EXERCISE BRIEF |
Copy all the data exactly, except the pictures.

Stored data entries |
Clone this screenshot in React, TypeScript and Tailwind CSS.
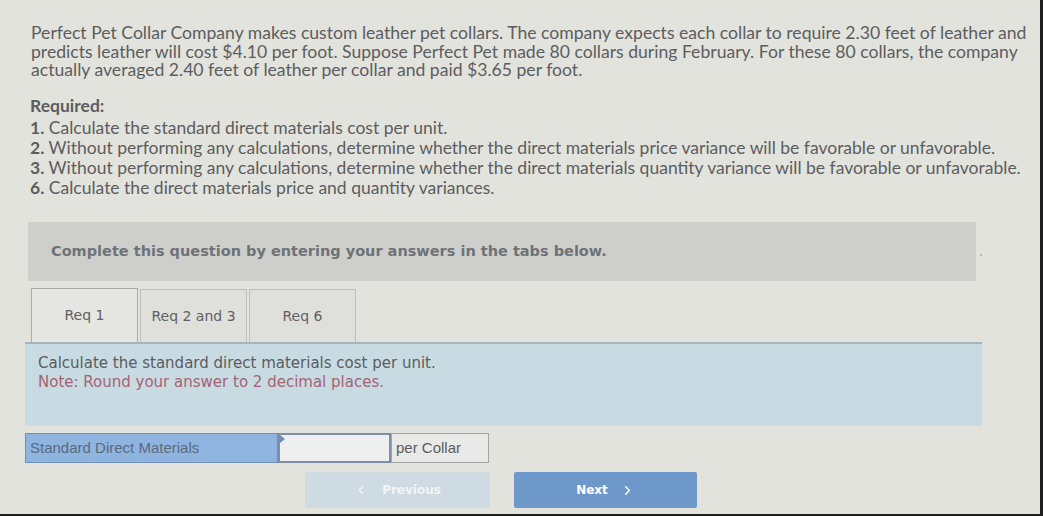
import { ChevronLeft, ChevronRight } from "lucide-react";

const TABS = ["Req 1", "Req 2 and 3", "Req 6"];

const INTRO = [
  "Perfect Pet Collar Company makes custom leather pet collars. The company expects each collar to require 2.30 feet of leather and",
  "predicts leather will cost $4.10 per foot. Suppose Perfect Pet made 80 collars during February. For these 80 collars, the company",
  "actually averaged 2.40 feet of leather per collar and paid $3.65 per foot."
];

const REQUIRED: Array<{ num: string; text: string }> = [
  { num: "1.", text: "Calculate the standard direct materials cost per unit." },
  {
    num: "2.",
    text: "Without performing any calculations, determine whether the direct materials price variance will be favorable or unfavorable."
  },
  {
    num: "3.",
    text: "Without performing any calculations, determine whether the direct materials quantity variance will be favorable or unfavorable."
  },
  { num: "6.", text: "Calculate the direct materials price and quantity variances." }
];

export default function App() {
  return (
    <div className="flex h-[516px] w-[1043px] overflow-hidden bg-[#1f1f1f]">
      <div className="relative flex h-[514px] w-[1040px] flex-col bg-[#e3e3de]">
        <div className="pl-[31px] pr-[4px] pt-[24px] font-['Lato',sans-serif] text-[17.6px] leading-[18.5px] text-[#5c5d5e]">
          {INTRO.map((line) => (
            <div key={line} className="h-[18.5px] whitespace-nowrap">
              {line}
            </div>
          ))}
        </div>

        <div className="mt-[16px] pl-[30px] font-['Lato',sans-serif] text-[17.5px] leading-[19.8px] text-[#5c5d5e]">
          <div className="pb-[3px] font-bold">Required:</div>
          {REQUIRED.map((item) => (
            <div key={item.num} className="whitespace-nowrap">
              <span className="font-bold">{item.num}</span> {item.text}
            </div>
          ))}
        </div>

        <div className="ml-[28px] mt-[25px] flex h-[59px] w-[948px] items-center bg-[#cecfcb] pl-[23px]">
          <span className="font-['DejaVu_Sans',sans-serif] text-[14.5px] font-bold text-[#6d7379]">
            Complete this question by entering your answers in the tabs below.
          </span>
        </div>

        <div className="ml-[31px] mt-[7px] flex items-end gap-[2px]">
          {TABS.map((tab, i) => (
            <div
              key={tab}
              className={
                i === 0
                  ? "flex h-[54px] w-[107px] items-center justify-center border border-b-0 border-[#a9aaa7] bg-[#e6e6e2] font-['DejaVu_Sans',sans-serif] text-[14px] text-[#5f6062]"
                  : "flex h-[53px] w-[107px] items-center justify-center border border-b-0 border-[#bdbebb] bg-[#dfe0dc] font-['DejaVu_Sans',sans-serif] text-[14px] text-[#5f6062]"
              }
            >
              {tab}
            </div>
          ))}
        </div>

        <div className="ml-[25px] h-[84px] w-[957px] border-t-2 border-[#a9b4ba] bg-[#c9dbe2] pl-[13px] pt-[10px] font-['DejaVu_Sans',sans-serif] text-[15px] leading-[19px]">
          <div className="text-[#5a5c61]">Calculate the standard direct materials cost per unit.</div>
          <div className="text-[#a66272]">Note: Round your answer to 2 decimal places.</div>
        </div>

        <div className="ml-[25px] mt-[7px] flex h-[30px] items-stretch font-['Liberation_Sans',sans-serif] text-[15px]">
          <div className="flex w-[253px] items-center border border-[#6d8fbb] bg-[#8fb4e0] pl-[4px] text-[#5a6a7e]">
            Standard Direct Materials
          </div>
          <div className="relative w-[113px] border-2 border-[#7e8fa5] bg-[#eef0ef]">
            <div className="absolute left-0 top-0 h-0 w-0 border-b-[4px] border-l-[5px] border-t-[4px] border-b-transparent border-l-[#6d8fbb] border-t-transparent" />
          </div>
          <div className="flex w-[98px] items-center border border-[#a3a5a6] bg-[#e9eae7] pl-[4px] text-[#5a5c5f]">
            per Collar
          </div>
        </div>

        <div className="mt-[9px] flex items-center">
          <div className="ml-[305px] flex h-[36px] w-[185px] items-center justify-center gap-[14px] rounded-[2px] bg-[#cfdbe2] font-['DejaVu_Sans',sans-serif] text-[12px] font-bold text-[#f2f5f7]">
            <ChevronLeft className="h-[14px] w-[14px]" strokeWidth={2} />
            <span>Previous</span>
          </div>
          <div className="ml-[24px] flex h-[36px] w-[183px] items-center justify-center gap-[12px] rounded-[2px] bg-[#6e98c9] font-['DejaVu_Sans',sans-serif] text-[12px] font-bold text-white">
            <span>Next</span>
            <ChevronRight className="h-[15px] w-[15px]" strokeWidth={2.5} />
          </div>
        </div>

        <div className="absolute left-[980px] top-[254px] h-[2px] w-[2px] rounded-full bg-[#a9aaa7]" />
      </div>
    </div>
  );
}
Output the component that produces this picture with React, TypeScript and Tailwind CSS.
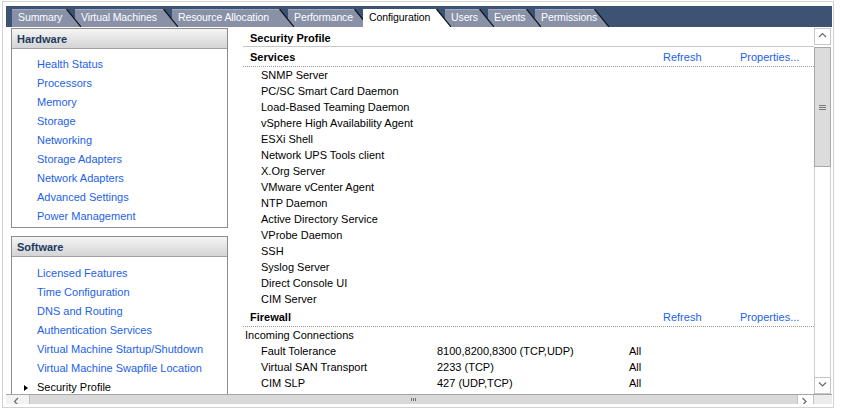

RESPONSE TO THE TASK |
Clone this screenshot in React, TypeScript and Tailwind CSS.
import { ChevronLeft, ChevronRight } from "lucide-react";

const TABS = ["Req 1", "Req 2 and 3", "Req 6"];

const INTRO = [
  "Perfect Pet Collar Company makes custom leather pet collars. The company expects each collar to require 2.30 feet of leather and",
  "predicts leather will cost $4.10 per foot. Suppose Perfect Pet made 80 collars during February. For these 80 collars, the company",
  "actually averaged 2.40 feet of leather per collar and paid $3.65 per foot."
];

const REQUIRED: Array<{ num: string; text: string }> = [
  { num: "1.", text: "Calculate the standard direct materials cost per unit." },
  {
    num: "2.",
    text: "Without performing any calculations, determine whether the direct materials price variance will be favorable or unfavorable."
  },
  {
    num: "3.",
    text: "Without performing any calculations, determine whether the direct materials quantity variance will be favorable or unfavorable."
  },
  { num: "6.", text: "Calculate the direct materials price and quantity variances." }
];

export default function App() {
  return (
    <div className="flex h-[516px] w-[1043px] overflow-hidden bg-[#1f1f1f]">
      <div className="relative flex h-[514px] w-[1040px] flex-col bg-[#e3e3de]">
        <div className="pl-[31px] pr-[4px] pt-[24px] font-['Lato',sans-serif] text-[17.6px] leading-[18.5px] text-[#5c5d5e]">
          {INTRO.map((line) => (
            <div key={line} className="h-[18.5px] whitespace-nowrap">
              {line}
            </div>
          ))}
        </div>

        <div className="mt-[16px] pl-[30px] font-['Lato',sans-serif] text-[17.5px] leading-[19.8px] text-[#5c5d5e]">
          <div className="pb-[3px] font-bold">Required:</div>
          {REQUIRED.map((item) => (
            <div key={item.num} className="whitespace-nowrap">
              <span className="font-bold">{item.num}</span> {item.text}
            </div>
          ))}
        </div>

        <div className="ml-[28px] mt-[25px] flex h-[59px] w-[948px] items-center bg-[#cecfcb] pl-[23px]">
          <span className="font-['DejaVu_Sans',sans-serif] text-[14.5px] font-bold text-[#6d7379]">
            Complete this question by entering your answers in the tabs below.
          </span>
        </div>

        <div className="ml-[31px] mt-[7px] flex items-end gap-[2px]">
          {TABS.map((tab, i) => (
            <div
              key={tab}
              className={
                i === 0
                  ? "flex h-[54px] w-[107px] items-center justify-center border border-b-0 border-[#a9aaa7] bg-[#e6e6e2] font-['DejaVu_Sans',sans-serif] text-[14px] text-[#5f6062]"
                  : "flex h-[53px] w-[107px] items-center justify-center border border-b-0 border-[#bdbebb] bg-[#dfe0dc] font-['DejaVu_Sans',sans-serif] text-[14px] text-[#5f6062]"
              }
            >
              {tab}
            </div>
          ))}
        </div>

        <div className="ml-[25px] h-[84px] w-[957px] border-t-2 border-[#a9b4ba] bg-[#c9dbe2] pl-[13px] pt-[10px] font-['DejaVu_Sans',sans-serif] text-[15px] leading-[19px]">
          <div className="text-[#5a5c61]">Calculate the standard direct materials cost per unit.</div>
          <div className="text-[#a66272]">Note: Round your answer to 2 decimal places.</div>
        </div>

        <div className="ml-[25px] mt-[7px] flex h-[30px] items-stretch font-['Liberation_Sans',sans-serif] text-[15px]">
          <div className="flex w-[253px] items-center border border-[#6d8fbb] bg-[#8fb4e0] pl-[4px] text-[#5a6a7e]">
            Standard Direct Materials
          </div>
          <div className="relative w-[113px] border-2 border-[#7e8fa5] bg-[#eef0ef]">
            <div className="absolute left-0 top-0 h-0 w-0 border-b-[4px] border-l-[5px] border-t-[4px] border-b-transparent border-l-[#6d8fbb] border-t-transparent" />
          </div>
          <div className="flex w-[98px] items-center border border-[#a3a5a6] bg-[#e9eae7] pl-[4px] text-[#5a5c5f]">
            per Collar
          </div>
        </div>

        <div className="mt-[9px] flex items-center">
          <div className="ml-[305px] flex h-[36px] w-[185px] items-center justify-center gap-[14px] rounded-[2px] bg-[#cfdbe2] font-['DejaVu_Sans',sans-serif] text-[12px] font-bold text-[#f2f5f7]">
            <ChevronLeft className="h-[14px] w-[14px]" strokeWidth={2} />
            <span>Previous</span>
          </div>
          <div className="ml-[24px] flex h-[36px] w-[183px] items-center justify-center gap-[12px] rounded-[2px] bg-[#6e98c9] font-['DejaVu_Sans',sans-serif] text-[12px] font-bold text-white">
            <span>Next</span>
            <ChevronRight className="h-[15px] w-[15px]" strokeWidth={2.5} />
          </div>
        </div>

        <div className="absolute left-[980px] top-[254px] h-[2px] w-[2px] rounded-full bg-[#a9aaa7]" />
      </div>
    </div>
  );
}
Output the component that produces this picture with React, TypeScript and Tailwind CSS.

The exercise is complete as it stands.